The cops involved in the fatal shooting of an out gay man in his own apartment in the Bronx last year will not face charges, Bronx District Attorney Darcel Clark announced on August 12, infuriating the victim’s family and sparking calls for the officers to be fired.
The NYPD told Gay City News in April 2019 that 32-year-old Kawaski Trawick, who lived at Hill House in the borough’s Morris Heights section, called police saying his apartment was on fire. His neighbors also called the police, bringing officers Brendan Thompson and Herbert Davis to his apartment.
Officers claimed that upon their arrival Trawick was holding a kitchen knife and broomstick, after which cops tased him. The police alleged he then recovered and charged at them, knife in hand, prompting the fatal shooting.
The cops who responded to the case faced scrutiny in the aftermath of the shooting. Public Advocate Jumaane Williams told Gay City News last October that he watched the police body camera footage from the incident and concluded that “it was quite clear that they had every opportunity to come out of that house and instead they stayed in.”
“There was a knife in his kitchen — I don’t know where else you would have a knife than in a kitchen,” Williams explained. “[The police] just opened the door. Think about how you would feel if somebody opened the door.”
Clark, meanwhile, issued a public statement this week in which she said the case calls for “a thoughtful review of police procedures and training techniques” but conceded that “we do not find that the facts warrant a criminal prosecution.”
Clark said the office’s public integrity bureau met with Trawick’s family and advocates on August 12 to inform them of the decision not to bring charges against the cops. The DA is committing to release a “comprehensive and transparent report that will detail the facts” in the case and justify the lack of criminal charges.
Trawick’s mother, Ellen Trawick, blasted the DA in a response to Clark’s announcement.
“My family and I are heartbroken and outraged that Bronx District Attorney Darcel Clark is choosing not to charge Officers Brendan Thompson and Herbert Davis for murdering my son, Kawaski Trawick, while he was cooking in his home, on April 14, 2019,” Trawick said in a written statement issued through the Justice Committee, a grassroots organization aiming to eradicate police violence and systemic racism. “After meeting with DA Clark’s staff, viewing surveillance and body camera footage, and listening to 911 calls it is 100 percent clear to me and my family that Kawaski should be alive today.”
She continued, “The officers who killed my son escalated the situation every step of the way by opening the door to his home while he was cooking, then yelling commands at him while he was nowhere near them, then tasing him while he posed no threat, and then shooting him. They rendered no aid and let him die on the floor. Both of these officers were [Crisis Intervention Team-trained] but instead of treating my son as a human worthy of dignity, they shot and killed him in cold blood, in his own home. Officer Brendan Thompson in particular seemed to want to cause harm, he tased my son after his partner told him not to, and then he shot my son. My family and I are demanding that Mayor de Blasio make sure that both of these officers are fired immediately. They are a danger to New Yorkers.”

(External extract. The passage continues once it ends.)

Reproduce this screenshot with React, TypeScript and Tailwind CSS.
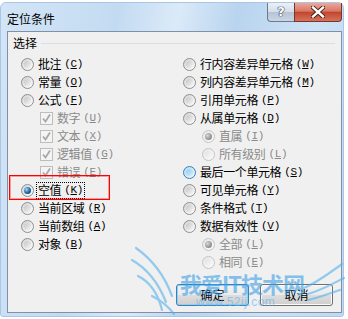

The Bronx DA has drawn the ire of the LGBTQ community on multiple occasions in recent years. Most recently, she deadnamed Layleen Xtravaganza Cubilette-Polanco, a trans woman who died while in restrictive housing in Rikers last year due to seizures caused by epilepsy, when announcing that there would be no criminal charges in that case. Guards tasked with watching Polanco blew her off for extended periods of time and carelessly neglected their duties to oversee her well-being. The mayor later suspended 17 members of the Department of Correction in connection with Cubilette-Polanco’s death based on the findings of a department oversight board.
Clark also aggressively prosecuted gay youth Abel Cedeno, who is now locked up for 14 years for a manslaughter conviction stemming from a tragic stabbing incident that left one of his classmates dead after they were bullying Cedeno. Clark’s team, led by assistant district attorneys Nancy Borko and Paul Andersen, said the diminutive Cedeno was “bent on creating an opportunity to use” a knife he brought with him to school out of what asserted was concern for his safety, mocked him, and described him as “a big man with a big mouth.”